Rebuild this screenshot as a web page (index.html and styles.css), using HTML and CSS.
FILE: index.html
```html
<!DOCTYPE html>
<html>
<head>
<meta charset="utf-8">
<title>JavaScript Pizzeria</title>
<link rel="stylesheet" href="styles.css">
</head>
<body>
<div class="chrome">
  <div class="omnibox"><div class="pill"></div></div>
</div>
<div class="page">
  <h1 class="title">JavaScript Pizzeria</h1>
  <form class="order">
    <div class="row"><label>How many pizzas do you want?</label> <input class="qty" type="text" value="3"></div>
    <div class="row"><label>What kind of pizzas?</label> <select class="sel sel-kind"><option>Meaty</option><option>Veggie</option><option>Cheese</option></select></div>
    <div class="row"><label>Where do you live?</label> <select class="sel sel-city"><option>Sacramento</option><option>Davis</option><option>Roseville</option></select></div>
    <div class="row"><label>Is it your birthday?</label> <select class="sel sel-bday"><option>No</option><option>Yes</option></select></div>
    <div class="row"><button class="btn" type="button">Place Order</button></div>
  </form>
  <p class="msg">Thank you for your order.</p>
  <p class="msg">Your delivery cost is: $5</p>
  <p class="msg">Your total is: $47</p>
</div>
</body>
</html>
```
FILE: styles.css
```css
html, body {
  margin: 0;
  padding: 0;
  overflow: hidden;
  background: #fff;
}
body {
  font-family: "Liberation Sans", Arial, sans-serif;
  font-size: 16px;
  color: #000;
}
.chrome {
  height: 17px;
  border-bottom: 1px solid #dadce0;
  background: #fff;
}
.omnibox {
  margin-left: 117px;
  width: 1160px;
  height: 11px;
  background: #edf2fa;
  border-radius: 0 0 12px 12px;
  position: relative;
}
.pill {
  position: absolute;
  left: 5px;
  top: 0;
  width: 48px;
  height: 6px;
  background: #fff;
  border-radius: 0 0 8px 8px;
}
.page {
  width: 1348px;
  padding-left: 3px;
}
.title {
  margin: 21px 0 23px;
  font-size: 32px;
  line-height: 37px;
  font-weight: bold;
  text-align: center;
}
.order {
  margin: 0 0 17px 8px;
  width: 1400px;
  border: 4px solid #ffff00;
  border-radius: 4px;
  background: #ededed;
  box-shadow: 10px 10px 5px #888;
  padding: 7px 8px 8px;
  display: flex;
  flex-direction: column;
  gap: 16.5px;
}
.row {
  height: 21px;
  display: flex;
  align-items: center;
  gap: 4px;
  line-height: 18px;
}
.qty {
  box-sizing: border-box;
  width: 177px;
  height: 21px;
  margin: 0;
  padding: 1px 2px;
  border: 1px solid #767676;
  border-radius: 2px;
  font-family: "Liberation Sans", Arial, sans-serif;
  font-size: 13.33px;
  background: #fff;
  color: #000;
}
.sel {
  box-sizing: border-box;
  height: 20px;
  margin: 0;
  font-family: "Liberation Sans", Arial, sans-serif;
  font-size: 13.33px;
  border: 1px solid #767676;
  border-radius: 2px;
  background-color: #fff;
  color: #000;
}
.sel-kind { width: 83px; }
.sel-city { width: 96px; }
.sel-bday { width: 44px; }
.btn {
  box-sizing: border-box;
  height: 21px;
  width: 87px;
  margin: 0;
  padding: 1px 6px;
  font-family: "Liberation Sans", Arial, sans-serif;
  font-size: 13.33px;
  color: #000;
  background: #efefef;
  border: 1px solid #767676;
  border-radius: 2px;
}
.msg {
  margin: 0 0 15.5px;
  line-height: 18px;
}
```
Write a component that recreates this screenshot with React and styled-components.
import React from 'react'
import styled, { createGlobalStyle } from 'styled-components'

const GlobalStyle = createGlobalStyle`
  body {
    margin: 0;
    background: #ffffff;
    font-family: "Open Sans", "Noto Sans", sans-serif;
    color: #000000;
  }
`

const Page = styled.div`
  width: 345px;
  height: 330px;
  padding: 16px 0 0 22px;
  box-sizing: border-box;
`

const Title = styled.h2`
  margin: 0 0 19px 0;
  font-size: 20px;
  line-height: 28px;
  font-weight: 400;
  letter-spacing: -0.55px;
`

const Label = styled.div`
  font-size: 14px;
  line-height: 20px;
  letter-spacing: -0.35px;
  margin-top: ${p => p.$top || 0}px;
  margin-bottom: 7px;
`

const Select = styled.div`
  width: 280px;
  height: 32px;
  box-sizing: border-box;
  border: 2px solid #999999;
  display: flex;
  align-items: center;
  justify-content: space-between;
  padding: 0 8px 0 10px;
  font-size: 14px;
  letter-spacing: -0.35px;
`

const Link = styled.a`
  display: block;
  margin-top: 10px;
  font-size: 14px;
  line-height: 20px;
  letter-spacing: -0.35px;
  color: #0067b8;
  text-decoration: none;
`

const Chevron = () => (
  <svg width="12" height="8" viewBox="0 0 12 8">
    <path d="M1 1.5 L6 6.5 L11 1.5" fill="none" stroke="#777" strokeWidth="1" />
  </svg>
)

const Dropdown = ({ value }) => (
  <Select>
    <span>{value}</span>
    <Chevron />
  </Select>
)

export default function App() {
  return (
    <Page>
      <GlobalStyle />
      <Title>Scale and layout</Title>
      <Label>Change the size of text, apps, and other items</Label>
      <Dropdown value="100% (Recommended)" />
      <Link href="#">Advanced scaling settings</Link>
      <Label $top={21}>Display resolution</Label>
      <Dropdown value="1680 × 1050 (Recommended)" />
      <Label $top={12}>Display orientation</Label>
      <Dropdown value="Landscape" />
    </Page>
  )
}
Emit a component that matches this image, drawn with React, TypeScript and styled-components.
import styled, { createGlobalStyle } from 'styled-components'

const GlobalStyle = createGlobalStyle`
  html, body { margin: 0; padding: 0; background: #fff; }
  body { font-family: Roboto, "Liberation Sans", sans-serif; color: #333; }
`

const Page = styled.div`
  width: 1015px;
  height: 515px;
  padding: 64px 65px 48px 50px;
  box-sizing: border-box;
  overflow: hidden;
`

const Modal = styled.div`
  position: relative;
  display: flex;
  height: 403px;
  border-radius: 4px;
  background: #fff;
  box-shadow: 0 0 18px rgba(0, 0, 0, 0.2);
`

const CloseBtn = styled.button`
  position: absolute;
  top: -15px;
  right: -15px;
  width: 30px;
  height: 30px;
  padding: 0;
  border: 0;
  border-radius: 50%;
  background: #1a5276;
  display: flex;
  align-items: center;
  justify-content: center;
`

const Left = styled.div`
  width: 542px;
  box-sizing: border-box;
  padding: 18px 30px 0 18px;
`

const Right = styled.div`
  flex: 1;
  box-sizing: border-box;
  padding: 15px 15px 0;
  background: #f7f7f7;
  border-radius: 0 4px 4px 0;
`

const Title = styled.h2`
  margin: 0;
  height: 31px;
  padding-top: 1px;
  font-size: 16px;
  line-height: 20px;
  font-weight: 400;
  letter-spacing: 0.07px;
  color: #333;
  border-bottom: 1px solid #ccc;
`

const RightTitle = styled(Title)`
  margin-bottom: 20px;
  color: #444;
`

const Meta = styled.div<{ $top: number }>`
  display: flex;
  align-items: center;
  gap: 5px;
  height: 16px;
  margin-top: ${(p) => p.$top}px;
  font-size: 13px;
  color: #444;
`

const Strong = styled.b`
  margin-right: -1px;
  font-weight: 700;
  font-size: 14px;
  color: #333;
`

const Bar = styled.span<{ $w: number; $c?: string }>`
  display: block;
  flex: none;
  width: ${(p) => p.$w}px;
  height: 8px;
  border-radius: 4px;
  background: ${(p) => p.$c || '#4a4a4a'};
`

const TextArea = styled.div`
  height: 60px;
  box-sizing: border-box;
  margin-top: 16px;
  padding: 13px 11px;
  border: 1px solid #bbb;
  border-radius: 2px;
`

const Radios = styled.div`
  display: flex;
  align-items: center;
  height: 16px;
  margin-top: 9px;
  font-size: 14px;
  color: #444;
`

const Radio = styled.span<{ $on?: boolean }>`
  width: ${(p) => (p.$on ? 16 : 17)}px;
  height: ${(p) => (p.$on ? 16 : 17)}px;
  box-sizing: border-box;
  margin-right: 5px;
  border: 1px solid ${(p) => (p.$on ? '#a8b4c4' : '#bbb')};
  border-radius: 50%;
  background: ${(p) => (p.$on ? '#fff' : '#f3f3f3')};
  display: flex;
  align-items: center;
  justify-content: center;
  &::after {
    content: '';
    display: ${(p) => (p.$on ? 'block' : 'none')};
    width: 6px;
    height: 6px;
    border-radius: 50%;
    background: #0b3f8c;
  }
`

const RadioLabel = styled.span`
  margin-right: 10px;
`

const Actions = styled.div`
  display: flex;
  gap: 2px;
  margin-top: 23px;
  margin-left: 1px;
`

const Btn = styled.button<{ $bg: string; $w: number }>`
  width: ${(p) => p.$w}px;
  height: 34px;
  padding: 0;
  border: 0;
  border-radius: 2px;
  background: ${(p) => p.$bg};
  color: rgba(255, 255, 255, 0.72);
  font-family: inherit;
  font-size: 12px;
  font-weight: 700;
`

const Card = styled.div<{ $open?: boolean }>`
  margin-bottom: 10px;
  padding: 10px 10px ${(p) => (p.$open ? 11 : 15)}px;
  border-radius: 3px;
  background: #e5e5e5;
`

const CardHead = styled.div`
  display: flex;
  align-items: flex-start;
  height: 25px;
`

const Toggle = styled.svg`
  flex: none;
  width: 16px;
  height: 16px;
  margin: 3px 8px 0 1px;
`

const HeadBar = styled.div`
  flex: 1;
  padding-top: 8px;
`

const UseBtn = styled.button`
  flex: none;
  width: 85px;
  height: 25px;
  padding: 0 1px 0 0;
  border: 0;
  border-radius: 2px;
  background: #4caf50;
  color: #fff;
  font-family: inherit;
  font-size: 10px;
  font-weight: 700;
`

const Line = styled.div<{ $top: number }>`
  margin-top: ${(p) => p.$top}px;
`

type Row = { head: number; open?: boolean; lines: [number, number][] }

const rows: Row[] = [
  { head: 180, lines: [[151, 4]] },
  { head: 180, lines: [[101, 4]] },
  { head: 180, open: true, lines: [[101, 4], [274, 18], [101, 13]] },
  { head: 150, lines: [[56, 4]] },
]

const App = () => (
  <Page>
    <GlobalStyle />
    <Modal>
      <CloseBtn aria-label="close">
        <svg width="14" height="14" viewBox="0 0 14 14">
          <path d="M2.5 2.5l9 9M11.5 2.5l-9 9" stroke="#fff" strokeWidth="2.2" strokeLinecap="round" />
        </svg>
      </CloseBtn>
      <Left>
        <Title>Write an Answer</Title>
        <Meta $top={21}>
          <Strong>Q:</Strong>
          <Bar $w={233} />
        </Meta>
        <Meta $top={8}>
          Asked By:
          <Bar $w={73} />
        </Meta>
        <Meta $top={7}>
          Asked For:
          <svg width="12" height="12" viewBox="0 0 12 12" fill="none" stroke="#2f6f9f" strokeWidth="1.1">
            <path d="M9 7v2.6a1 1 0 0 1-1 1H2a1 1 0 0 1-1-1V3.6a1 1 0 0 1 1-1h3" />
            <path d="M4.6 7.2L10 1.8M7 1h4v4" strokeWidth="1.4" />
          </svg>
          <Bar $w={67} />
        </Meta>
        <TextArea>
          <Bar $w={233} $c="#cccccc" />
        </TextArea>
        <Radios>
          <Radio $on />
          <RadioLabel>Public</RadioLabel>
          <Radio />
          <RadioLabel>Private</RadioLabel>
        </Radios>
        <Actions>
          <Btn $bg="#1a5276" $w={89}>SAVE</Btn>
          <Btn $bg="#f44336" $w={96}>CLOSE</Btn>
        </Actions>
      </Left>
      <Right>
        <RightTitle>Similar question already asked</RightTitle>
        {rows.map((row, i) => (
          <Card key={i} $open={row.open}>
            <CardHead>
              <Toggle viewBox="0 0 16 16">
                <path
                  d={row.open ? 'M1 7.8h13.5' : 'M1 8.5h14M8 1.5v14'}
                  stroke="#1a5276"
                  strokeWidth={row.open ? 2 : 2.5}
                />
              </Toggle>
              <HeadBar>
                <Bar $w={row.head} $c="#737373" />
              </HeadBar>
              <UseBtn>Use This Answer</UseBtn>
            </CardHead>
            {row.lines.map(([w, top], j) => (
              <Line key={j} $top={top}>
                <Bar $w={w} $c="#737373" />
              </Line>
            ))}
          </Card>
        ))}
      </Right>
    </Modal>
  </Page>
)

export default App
■ ■ ■ ■
STATED TASK →
Determine how many lines in the data above contain the string "that". Give nothing except the number.

FULL ANSWER →
2